*WHAT YOU ARE ASKED TO DO*. Will you print the material below without altering a single character?

*DATA SEGMENT*.
══════════════════════════════
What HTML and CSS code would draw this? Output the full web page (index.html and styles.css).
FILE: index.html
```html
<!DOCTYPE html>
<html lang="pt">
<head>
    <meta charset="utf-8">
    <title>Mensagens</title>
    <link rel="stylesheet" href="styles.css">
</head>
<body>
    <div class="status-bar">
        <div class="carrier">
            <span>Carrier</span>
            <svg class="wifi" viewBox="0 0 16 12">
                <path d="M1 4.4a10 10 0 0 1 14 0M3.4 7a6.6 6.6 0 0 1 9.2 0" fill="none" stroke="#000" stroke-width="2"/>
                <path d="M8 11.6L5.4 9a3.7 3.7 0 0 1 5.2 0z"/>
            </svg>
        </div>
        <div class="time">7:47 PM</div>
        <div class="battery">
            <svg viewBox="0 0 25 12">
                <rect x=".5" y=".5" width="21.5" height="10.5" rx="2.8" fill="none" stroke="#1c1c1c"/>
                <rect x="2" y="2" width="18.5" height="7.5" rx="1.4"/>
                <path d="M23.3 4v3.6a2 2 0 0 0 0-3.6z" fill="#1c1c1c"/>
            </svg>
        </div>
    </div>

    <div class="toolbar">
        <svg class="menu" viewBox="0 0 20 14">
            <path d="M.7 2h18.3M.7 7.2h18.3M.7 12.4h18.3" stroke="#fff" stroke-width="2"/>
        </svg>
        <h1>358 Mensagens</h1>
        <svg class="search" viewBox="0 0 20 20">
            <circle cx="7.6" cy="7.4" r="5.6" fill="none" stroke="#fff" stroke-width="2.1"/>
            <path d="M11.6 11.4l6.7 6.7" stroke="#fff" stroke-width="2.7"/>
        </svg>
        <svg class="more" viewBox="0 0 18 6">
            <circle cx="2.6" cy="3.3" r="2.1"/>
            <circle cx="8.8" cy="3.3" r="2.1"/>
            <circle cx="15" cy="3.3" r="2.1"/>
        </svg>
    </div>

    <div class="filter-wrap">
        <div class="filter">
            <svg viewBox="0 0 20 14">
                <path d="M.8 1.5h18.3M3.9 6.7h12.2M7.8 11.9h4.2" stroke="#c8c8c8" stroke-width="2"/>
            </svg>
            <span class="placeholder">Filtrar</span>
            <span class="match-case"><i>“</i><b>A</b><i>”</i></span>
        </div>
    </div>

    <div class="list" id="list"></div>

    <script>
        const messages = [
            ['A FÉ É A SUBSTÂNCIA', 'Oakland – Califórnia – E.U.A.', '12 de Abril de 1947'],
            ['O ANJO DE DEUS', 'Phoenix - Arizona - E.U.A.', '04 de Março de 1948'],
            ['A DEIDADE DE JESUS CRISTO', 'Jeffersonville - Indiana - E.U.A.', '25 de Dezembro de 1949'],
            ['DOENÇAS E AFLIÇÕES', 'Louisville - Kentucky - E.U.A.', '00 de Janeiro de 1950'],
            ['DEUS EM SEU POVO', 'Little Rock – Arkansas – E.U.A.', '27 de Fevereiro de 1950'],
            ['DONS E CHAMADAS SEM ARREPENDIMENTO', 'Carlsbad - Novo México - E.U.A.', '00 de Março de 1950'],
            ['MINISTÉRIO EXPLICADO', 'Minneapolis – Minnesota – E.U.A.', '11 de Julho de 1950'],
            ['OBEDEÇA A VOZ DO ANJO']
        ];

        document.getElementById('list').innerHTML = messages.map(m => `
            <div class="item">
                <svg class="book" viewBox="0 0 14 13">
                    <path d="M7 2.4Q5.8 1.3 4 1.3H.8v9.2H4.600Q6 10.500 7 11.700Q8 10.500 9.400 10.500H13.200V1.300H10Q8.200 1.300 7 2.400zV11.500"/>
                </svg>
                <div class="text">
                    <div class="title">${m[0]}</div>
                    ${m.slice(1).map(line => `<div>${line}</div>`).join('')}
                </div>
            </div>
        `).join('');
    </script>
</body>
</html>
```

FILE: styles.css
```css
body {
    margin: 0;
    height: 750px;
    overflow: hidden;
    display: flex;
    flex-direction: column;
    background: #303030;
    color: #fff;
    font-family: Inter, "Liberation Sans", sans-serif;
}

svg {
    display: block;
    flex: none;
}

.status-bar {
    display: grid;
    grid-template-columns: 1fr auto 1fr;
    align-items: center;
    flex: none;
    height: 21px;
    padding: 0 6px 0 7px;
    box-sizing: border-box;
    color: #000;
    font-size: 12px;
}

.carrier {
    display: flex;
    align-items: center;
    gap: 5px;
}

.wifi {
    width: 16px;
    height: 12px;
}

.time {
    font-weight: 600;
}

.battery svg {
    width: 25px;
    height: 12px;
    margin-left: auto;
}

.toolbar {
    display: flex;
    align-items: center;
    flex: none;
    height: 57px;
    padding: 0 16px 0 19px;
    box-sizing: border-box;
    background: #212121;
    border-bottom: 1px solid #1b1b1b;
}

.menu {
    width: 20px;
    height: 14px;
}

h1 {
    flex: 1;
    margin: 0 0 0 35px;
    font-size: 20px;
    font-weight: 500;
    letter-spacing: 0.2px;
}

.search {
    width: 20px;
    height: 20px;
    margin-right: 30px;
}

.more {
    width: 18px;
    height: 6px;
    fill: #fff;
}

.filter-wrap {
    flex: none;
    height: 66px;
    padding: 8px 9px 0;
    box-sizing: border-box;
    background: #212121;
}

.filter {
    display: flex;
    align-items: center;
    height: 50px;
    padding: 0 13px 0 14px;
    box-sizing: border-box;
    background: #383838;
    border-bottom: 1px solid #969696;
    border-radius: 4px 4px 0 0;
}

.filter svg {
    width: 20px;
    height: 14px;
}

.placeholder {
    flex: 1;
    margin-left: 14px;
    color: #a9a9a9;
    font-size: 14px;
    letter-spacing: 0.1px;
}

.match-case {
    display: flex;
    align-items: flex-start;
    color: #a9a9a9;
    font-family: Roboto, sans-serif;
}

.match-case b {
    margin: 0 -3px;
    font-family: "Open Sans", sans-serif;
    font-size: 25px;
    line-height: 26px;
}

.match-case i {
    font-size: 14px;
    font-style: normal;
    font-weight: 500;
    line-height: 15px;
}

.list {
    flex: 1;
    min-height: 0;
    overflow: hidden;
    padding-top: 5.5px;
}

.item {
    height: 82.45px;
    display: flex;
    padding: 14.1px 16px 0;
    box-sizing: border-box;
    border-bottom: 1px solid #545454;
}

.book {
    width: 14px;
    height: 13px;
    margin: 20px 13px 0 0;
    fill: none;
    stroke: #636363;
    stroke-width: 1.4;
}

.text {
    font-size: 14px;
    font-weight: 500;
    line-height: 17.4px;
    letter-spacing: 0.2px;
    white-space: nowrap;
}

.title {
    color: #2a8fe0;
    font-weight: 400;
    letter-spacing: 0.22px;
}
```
══════════════════════════════
*PROBLEM SOLUTION*.
What HTML and CSS code would draw this? Output the full web page (index.html and styles.css).
FILE: index.html
```html
<!DOCTYPE html>
<html lang="pt">
<head>
    <meta charset="utf-8">
    <title>Mensagens</title>
    <link rel="stylesheet" href="styles.css">
</head>
<body>
    <div class="status-bar">
        <div class="carrier">
            <span>Carrier</span>
            <svg class="wifi" viewBox="0 0 16 12">
                <path d="M1 4.4a10 10 0 0 1 14 0M3.4 7a6.6 6.6 0 0 1 9.2 0" fill="none" stroke="#000" stroke-width="2"/>
                <path d="M8 11.6L5.4 9a3.7 3.7 0 0 1 5.2 0z"/>
            </svg>
        </div>
        <div class="time">7:47 PM</div>
        <div class="battery">
            <svg viewBox="0 0 25 12">
                <rect x=".5" y=".5" width="21.5" height="10.5" rx="2.8" fill="none" stroke="#1c1c1c"/>
                <rect x="2" y="2" width="18.5" height="7.5" rx="1.4"/>
                <path d="M23.3 4v3.6a2 2 0 0 0 0-3.6z" fill="#1c1c1c"/>
            </svg>
        </div>
    </div>

    <div class="toolbar">
        <svg class="menu" viewBox="0 0 20 14">
            <path d="M.7 2h18.3M.7 7.2h18.3M.7 12.4h18.3" stroke="#fff" stroke-width="2"/>
        </svg>
        <h1>358 Mensagens</h1>
        <svg class="search" viewBox="0 0 20 20">
            <circle cx="7.6" cy="7.4" r="5.6" fill="none" stroke="#fff" stroke-width="2.1"/>
            <path d="M11.6 11.4l6.7 6.7" stroke="#fff" stroke-width="2.7"/>
        </svg>
        <svg class="more" viewBox="0 0 18 6">
            <circle cx="2.6" cy="3.3" r="2.1"/>
            <circle cx="8.8" cy="3.3" r="2.1"/>
            <circle cx="15" cy="3.3" r="2.1"/>
        </svg>
    </div>

    <div class="filter-wrap">
        <div class="filter">
            <svg viewBox="0 0 20 14">
                <path d="M.8 1.5h18.3M3.9 6.7h12.2M7.8 11.9h4.2" stroke="#c8c8c8" stroke-width="2"/>
            </svg>
            <span class="placeholder">Filtrar</span>
            <span class="match-case"><i>“</i><b>A</b><i>”</i></span>
        </div>
    </div>

    <div class="list" id="list"></div>

    <script>
        const messages = [
            ['A FÉ É A SUBSTÂNCIA', 'Oakland – Califórnia – E.U.A.', '12 de Abril de 1947'],
            ['O ANJO DE DEUS', 'Phoenix - Arizona - E.U.A.', '04 de Março de 1948'],
            ['A DEIDADE DE JESUS CRISTO', 'Jeffersonville - Indiana - E.U.A.', '25 de Dezembro de 1949'],
            ['DOENÇAS E AFLIÇÕES', 'Louisville - Kentucky - E.U.A.', '00 de Janeiro de 1950'],
            ['DEUS EM SEU POVO', 'Little Rock – Arkansas – E.U.A.', '27 de Fevereiro de 1950'],
            ['DONS E CHAMADAS SEM ARREPENDIMENTO', 'Carlsbad - Novo México - E.U.A.', '00 de Março de 1950'],
            ['MINISTÉRIO EXPLICADO', 'Minneapolis – Minnesota – E.U.A.', '11 de Julho de 1950'],
            ['OBEDEÇA A VOZ DO ANJO']
        ];

        document.getElementById('list').innerHTML = messages.map(m => `
            <div class="item">
                <svg class="book" viewBox="0 0 14 13">
                    <path d="M7 2.4Q5.8 1.3 4 1.3H.8v9.2H4.600Q6 10.500 7 11.700Q8 10.500 9.400 10.500H13.200V1.300H10Q8.200 1.300 7 2.400zV11.500"/>
                </svg>
                <div class="text">
                    <div class="title">${m[0]}</div>
                    ${m.slice(1).map(line => `<div>${line}</div>`).join('')}
                </div>
            </div>
        `).join('');
    </script>
</body>
</html>
```

FILE: styles.css
```css
body {
    margin: 0;
    height: 750px;
    overflow: hidden;
    display: flex;
    flex-direction: column;
    background: #303030;
    color: #fff;
    font-family: Inter, "Liberation Sans", sans-serif;
}

svg {
    display: block;
    flex: none;
}

.status-bar {
    display: grid;
    grid-template-columns: 1fr auto 1fr;
    align-items: center;
    flex: none;
    height: 21px;
    padding: 0 6px 0 7px;
    box-sizing: border-box;
    color: #000;
    font-size: 12px;
}

.carrier {
    display: flex;
    align-items: center;
    gap: 5px;
}

.wifi {
    width: 16px;
    height: 12px;
}

.time {
    font-weight: 600;
}

.battery svg {
    width: 25px;
    height: 12px;
    margin-left: auto;
}

.toolbar {
    display: flex;
    align-items: center;
    flex: none;
    height: 57px;
    padding: 0 16px 0 19px;
    box-sizing: border-box;
    background: #212121;
    border-bottom: 1px solid #1b1b1b;
}

.menu {
    width: 20px;
    height: 14px;
}

h1 {
    flex: 1;
    margin: 0 0 0 35px;
    font-size: 20px;
    font-weight: 500;
    letter-spacing: 0.2px;
}

.search {
    width: 20px;
    height: 20px;
    margin-right: 30px;
}

.more {
    width: 18px;
    height: 6px;
    fill: #fff;
}

.filter-wrap {
    flex: none;
    height: 66px;
    padding: 8px 9px 0;
    box-sizing: border-box;
    background: #212121;
}

.filter {
    display: flex;
    align-items: center;
    height: 50px;
    padding: 0 13px 0 14px;
    box-sizing: border-box;
    background: #383838;
    border-bottom: 1px solid #969696;
    border-radius: 4px 4px 0 0;
}

.filter svg {
    width: 20px;
    height: 14px;
}

.placeholder {
    flex: 1;
    margin-left: 14px;
    color: #a9a9a9;
    font-size: 14px;
    letter-spacing: 0.1px;
}

.match-case {
    display: flex;
    align-items: flex-start;
    color: #a9a9a9;
    font-family: Roboto, sans-serif;
}

.match-case b {
    margin: 0 -3px;
    font-family: "Open Sans", sans-serif;
    font-size: 25px;
    line-height: 26px;
}

.match-case i {
    font-size: 14px;
    font-style: normal;
    font-weight: 500;
    line-height: 15px;
}

.list {
    flex: 1;
    min-height: 0;
    overflow: hidden;
    padding-top: 5.5px;
}

.item {
    height: 82.45px;
    display: flex;
    padding: 14.1px 16px 0;
    box-sizing: border-box;
    border-bottom: 1px solid #545454;
}

.book {
    width: 14px;
    height: 13px;
    margin: 20px 13px 0 0;
    fill: none;
    stroke: #636363;
    stroke-width: 1.4;
}

.text {
    font-size: 14px;
    font-weight: 500;
    line-height: 17.4px;
    letter-spacing: 0.2px;
    white-space: nowrap;
}

.title {
    color: #2a8fe0;
    font-weight: 400;
    letter-spacing: 0.22px;
}
```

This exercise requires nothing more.